Er was teleurstelling bij de verkiezing van Ratzinger, vooral in Nederland. En er was blijdschap. Teleurstelling, omdat Ratzinger een starre dogmaticus zou zijn. Blijdschap, omdat Ratzinger wijsheid en bescheidenheid worden toegeschreven. Ik besloot iets van hem te lezen om te weten wat voor iemand zojuist, blijkbaar vanuit grote eensgezindheid onder de kardinalen, tot paus was gekozen.

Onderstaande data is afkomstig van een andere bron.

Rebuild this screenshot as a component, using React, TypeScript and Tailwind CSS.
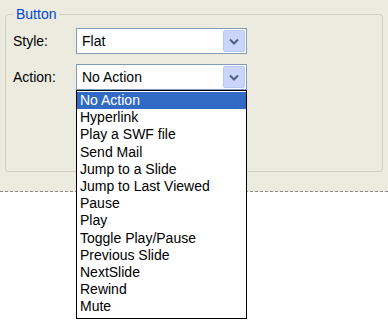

Ik heb het boek met plezier en belangstelling gelezen. Ik heb me nooit beleerd gevoeld, of gedwongen tot bekering. Ik heb er dingen van geleerd, niet alleen over het christendom, maar ook over andere religies, en hoe religies zich tot elkaar verhouden. Ratzinger is inderdaad een wijze man, met een brede blik, met inzicht in zeer uiteenlopende filosofische stromingen. Hij toont zich aan de ene kant bescheiden en kritisch over de aanspraken die het christendom doet. Aan de andere kant ziet hij het als de menselijke plicht te zoeken naar wijsheid. Hij gelooft in de waarheid die het christendom zegt te verkondigen. Hij erkent dat die aanspraak op de waarheid problematisch is, een bron van strijd. Maar de mens kan de vraag naar de waarheid niet opgeven. In de dialoog moeten we naar de waarheid blijven zoeken.
Mij ontbreekt de intellectuele bagage om alles wat Ratzinger schrijft te kunnen begrijpen. Soms ben ik het niet met hem eens. Maar Ratzinger is een wijs man, die mij de vrijheid geeft het niet altijd met hem eens te zijn. Ik heb respect gekregen voor deze man. De wereld heeft mensen zoals Ratzinger nodig. Wat kan hij nog, als Paus Benedictus XVI, voor ons betekenen?